[Dataset extract]:
======

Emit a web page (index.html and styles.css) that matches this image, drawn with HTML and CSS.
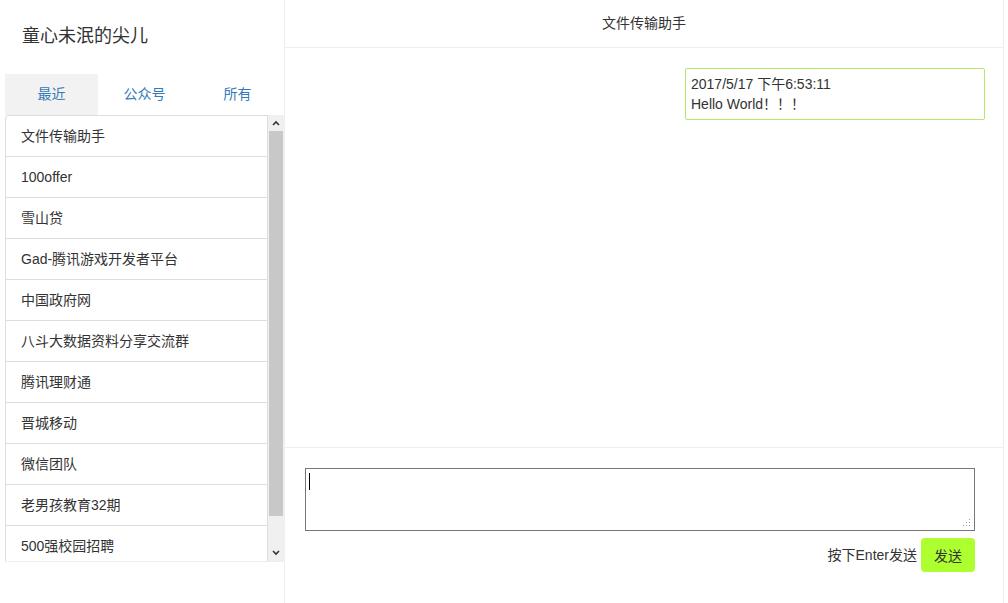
FILE: index.html
```html
<!DOCTYPE html>
<html lang="zh">
<head>
<meta charset="utf-8">
<title>WeChat</title>
<link rel="stylesheet" href="styles.css">
</head>
<body>
<div class="app">
  <aside class="side">
    <div class="user">童心未泯的尖儿</div>
    <div class="tabs">
      <div class="tab active">最近</div>
      <div class="tab">公众号</div>
      <div class="tab">所有</div>
    </div>
    <div class="listwrap">
      <ul class="list">
        <li>文件传输助手</li>
        <li>100offer</li>
        <li>雪山贷</li>
        <li>Gad-腾讯游戏开发者平台</li>
        <li>中国政府网</li>
        <li>八斗大数据资料分享交流群</li>
        <li>腾讯理财通</li>
        <li>晋城移动</li>
        <li>微信团队</li>
        <li>老男孩教育32期</li>
        <li>500强校园招聘</li>
      </ul>
      <div class="sbar">
        <div class="sbtn"><svg width="8" height="6" viewBox="0 0 8 6"><path d="M1 5 L4 2 L7 5" fill="none" stroke="#333" stroke-width="1.6"/></svg></div>
        <div class="thumb"></div>
        <div class="strack"></div>
        <div class="sbtn"><svg width="8" height="6" viewBox="0 0 8 6"><path d="M1 1 L4 4 L7 1" fill="none" stroke="#333" stroke-width="1.6"/></svg></div>
      </div>
    </div>
  </aside>
  <main class="chat">
    <header class="chat-head">文件传输助手</header>
    <section class="msgs">
      <div class="bubble">
        <div>2017/5/17 下午6:53:11</div>
        <div>Hello World！！！</div>
      </div>
    </section>
    <footer class="composer">
      <div class="input"><span class="caret"></span><svg class="grip" width="8" height="8" viewBox="0 0 8 8"><g fill="#999"><rect x="6" y="0" width="1" height="1"/><rect x="3" y="3" width="1" height="1"/><rect x="6" y="3" width="1" height="1"/><rect x="0" y="6" width="1" height="1"/><rect x="3" y="6" width="1" height="1"/><rect x="6" y="6" width="1" height="1"/></g></svg></div>
      <div class="actions">
        <span class="hint">按下Enter发送</span>
        <button class="send">发送</button>
      </div>
    </footer>
  </main>
</div>
</body>
</html>
```
FILE: styles.css
```css
* { box-sizing: border-box; }
html, body { margin: 0; padding: 0; }
body {
  font-family: "Liberation Sans", "Noto Sans CJK SC", sans-serif;
  font-size: 14px;
  color: #333;
  background: #fff;
  width: 1008px;
  height: 603px;
  overflow: hidden;
}
.app { display: flex; height: 603px; }
.side {
  width: 285px;
  border-right: 1px solid #eee;
  padding-left: 5px;
  display: flex;
  flex-direction: column;
}
.user {
  height: 74px;
  padding: 24px 0 0 17px;
  font-size: 18px;
  line-height: 24px;
  color: #333;
}
.tabs { display: flex; height: 41px; }
.tab {
  width: 93px;
  text-align: center;
  line-height: 41px;
  color: #337ab7;
  font-size: 14px;
}
.tab.active { background: #f2f2f2; }
.listwrap {
  display: flex;
  height: 447px;
  border-bottom: 1px solid #eee;
  overflow: hidden;
}
.list {
  list-style: none;
  margin: 0;
  padding: 0;
  width: 263px;
  border-left: 1px solid #ddd;
  border-right: 1px solid #ddd;
  border-top-left-radius: 4px;
  border-top: 1px solid #ddd;
}
.list li {
  height: 41px;
  line-height: 40px;
  padding-left: 15px;
  border-bottom: 1px solid #ddd;
  white-space: nowrap;
}
.sbar {
  width: 16px;
  background: #f0f0f0;
  display: flex;
  flex-direction: column;
}
.sbtn {
  height: 16px;
  display: flex;
  align-items: center;
  justify-content: center;
}
.thumb { height: 385px; background: #c8c8c8; margin: 0 1px; }
.strack { flex: 1; }
.chat {
  width: 719px;
  border-right: 1px solid #eee;
  display: flex;
  flex-direction: column;
}
.chat-head {
  height: 48px;
  border-bottom: 1px solid #eee;
  text-align: center;
  line-height: 46px;
  font-size: 14px;
}
.msgs {
  height: 400px;
  border-bottom: 1px solid #eee;
  padding: 20px 18px 0 0;
  display: flex;
  flex-direction: column;
  align-items: flex-end;
}
.bubble {
  width: 300px;
  border: 1px solid #b3e86a;
  border-radius: 2px;
  padding: 5px 5px 5px 5px;
  line-height: 20px;
  font-size: 14px;
}
.composer { padding: 20px 28px 0 20px; }
.input {
  height: 63px;
  border: 1px solid #767676;
  position: relative;
}
.caret {
  position: absolute;
  left: 3px;
  top: 4px;
  width: 1px;
  height: 17px;
  background: #000;
}
.grip { position: absolute; right: 3px; bottom: 3px; }
.actions {
  display: flex;
  justify-content: flex-end;
  align-items: center;
  margin-top: 7px;
  gap: 4px;
}
.hint { font-size: 14px; color: #333; margin-top: -2px; }
.send {
  font-family: "Liberation Sans", "Noto Sans CJK SC", sans-serif;
  width: 54px;
  height: 34px;
  border: none;
  border-radius: 4px;
  background: #adff2f;
  color: #333;
  font-size: 14px;
  padding: 0;
}
```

======

Quote the data exactly, leaving every image out of the copy.

Emit a web page (index.html and styles.css) that matches this image, drawn with HTML and CSS.
FILE: index.html
```html
<!DOCTYPE html>
<html lang="zh">
<head>
<meta charset="utf-8">
<title>WeChat</title>
<link rel="stylesheet" href="styles.css">
</head>
<body>
<div class="app">
  <aside class="side">
    <div class="user">童心未泯的尖儿</div>
    <div class="tabs">
      <div class="tab active">最近</div>
      <div class="tab">公众号</div>
      <div class="tab">所有</div>
    </div>
    <div class="listwrap">
      <ul class="list">
        <li>文件传输助手</li>
        <li>100offer</li>
        <li>雪山贷</li>
        <li>Gad-腾讯游戏开发者平台</li>
        <li>中国政府网</li>
        <li>八斗大数据资料分享交流群</li>
        <li>腾讯理财通</li>
        <li>晋城移动</li>
        <li>微信团队</li>
        <li>老男孩教育32期</li>
        <li>500强校园招聘</li>
      </ul>
      <div class="sbar">
        <div class="sbtn"><svg width="8" height="6" viewBox="0 0 8 6"><path d="M1 5 L4 2 L7 5" fill="none" stroke="#333" stroke-width="1.6"/></svg></div>
        <div class="thumb"></div>
        <div class="strack"></div>
        <div class="sbtn"><svg width="8" height="6" viewBox="0 0 8 6"><path d="M1 1 L4 4 L7 1" fill="none" stroke="#333" stroke-width="1.6"/></svg></div>
      </div>
    </div>
  </aside>
  <main class="chat">
    <header class="chat-head">文件传输助手</header>
    <section class="msgs">
      <div class="bubble">
        <div>2017/5/17 下午6:53:11</div>
        <div>Hello World！！！</div>
      </div>
    </section>
    <footer class="composer">
      <div class="input"><span class="caret"></span><svg class="grip" width="8" height="8" viewBox="0 0 8 8"><g fill="#999"><rect x="6" y="0" width="1" height="1"/><rect x="3" y="3" width="1" height="1"/><rect x="6" y="3" width="1" height="1"/><rect x="0" y="6" width="1" height="1"/><rect x="3" y="6" width="1" height="1"/><rect x="6" y="6" width="1" height="1"/></g></svg></div>
      <div class="actions">
        <span class="hint">按下Enter发送</span>
        <button class="send">发送</button>
      </div>
    </footer>
  </main>
</div>
</body>
</html>
```
FILE: styles.css
```css
* { box-sizing: border-box; }
html, body { margin: 0; padding: 0; }
body {
  font-family: "Liberation Sans", "Noto Sans CJK SC", sans-serif;
  font-size: 14px;
  color: #333;
  background: #fff;
  width: 1008px;
  height: 603px;
  overflow: hidden;
}
.app { display: flex; height: 603px; }
.side {
  width: 285px;
  border-right: 1px solid #eee;
  padding-left: 5px;
  display: flex;
  flex-direction: column;
}
.user {
  height: 74px;
  padding: 24px 0 0 17px;
  font-size: 18px;
  line-height: 24px;
  color: #333;
}
.tabs { display: flex; height: 41px; }
.tab {
  width: 93px;
  text-align: center;
  line-height: 41px;
  color: #337ab7;
  font-size: 14px;
}
.tab.active { background: #f2f2f2; }
.listwrap {
  display: flex;
  height: 447px;
  border-bottom: 1px solid #eee;
  overflow: hidden;
}
.list {
  list-style: none;
  margin: 0;
  padding: 0;
  width: 263px;
  border-left: 1px solid #ddd;
  border-right: 1px solid #ddd;
  border-top-left-radius: 4px;
  border-top: 1px solid #ddd;
}
.list li {
  height: 41px;
  line-height: 40px;
  padding-left: 15px;
  border-bottom: 1px solid #ddd;
  white-space: nowrap;
}
.sbar {
  width: 16px;
  background: #f0f0f0;
  display: flex;
  flex-direction: column;
}
.sbtn {
  height: 16px;
  display: flex;
  align-items: center;
  justify-content: center;
}
.thumb { height: 385px; background: #c8c8c8; margin: 0 1px; }
.strack { flex: 1; }
.chat {
  width: 719px;
  border-right: 1px solid #eee;
  display: flex;
  flex-direction: column;
}
.chat-head {
  height: 48px;
  border-bottom: 1px solid #eee;
  text-align: center;
  line-height: 46px;
  font-size: 14px;
}
.msgs {
  height: 400px;
  border-bottom: 1px solid #eee;
  padding: 20px 18px 0 0;
  display: flex;
  flex-direction: column;
  align-items: flex-end;
}
.bubble {
  width: 300px;
  border: 1px solid #b3e86a;
  border-radius: 2px;
  padding: 5px 5px 5px 5px;
  line-height: 20px;
  font-size: 14px;
}
.composer { padding: 20px 28px 0 20px; }
.input {
  height: 63px;
  border: 1px solid #767676;
  position: relative;
}
.caret {
  position: absolute;
  left: 3px;
  top: 4px;
  width: 1px;
  height: 17px;
  background: #000;
}
.grip { position: absolute; right: 3px; bottom: 3px; }
.actions {
  display: flex;
  justify-content: flex-end;
  align-items: center;
  margin-top: 7px;
  gap: 4px;
}
.hint { font-size: 14px; color: #333; margin-top: -2px; }
.send {
  font-family: "Liberation Sans", "Noto Sans CJK SC", sans-serif;
  width: 54px;
  height: 34px;
  border: none;
  border-radius: 4px;
  background: #adff2f;
  color: #333;
  font-size: 14px;
  padding: 0;
}
```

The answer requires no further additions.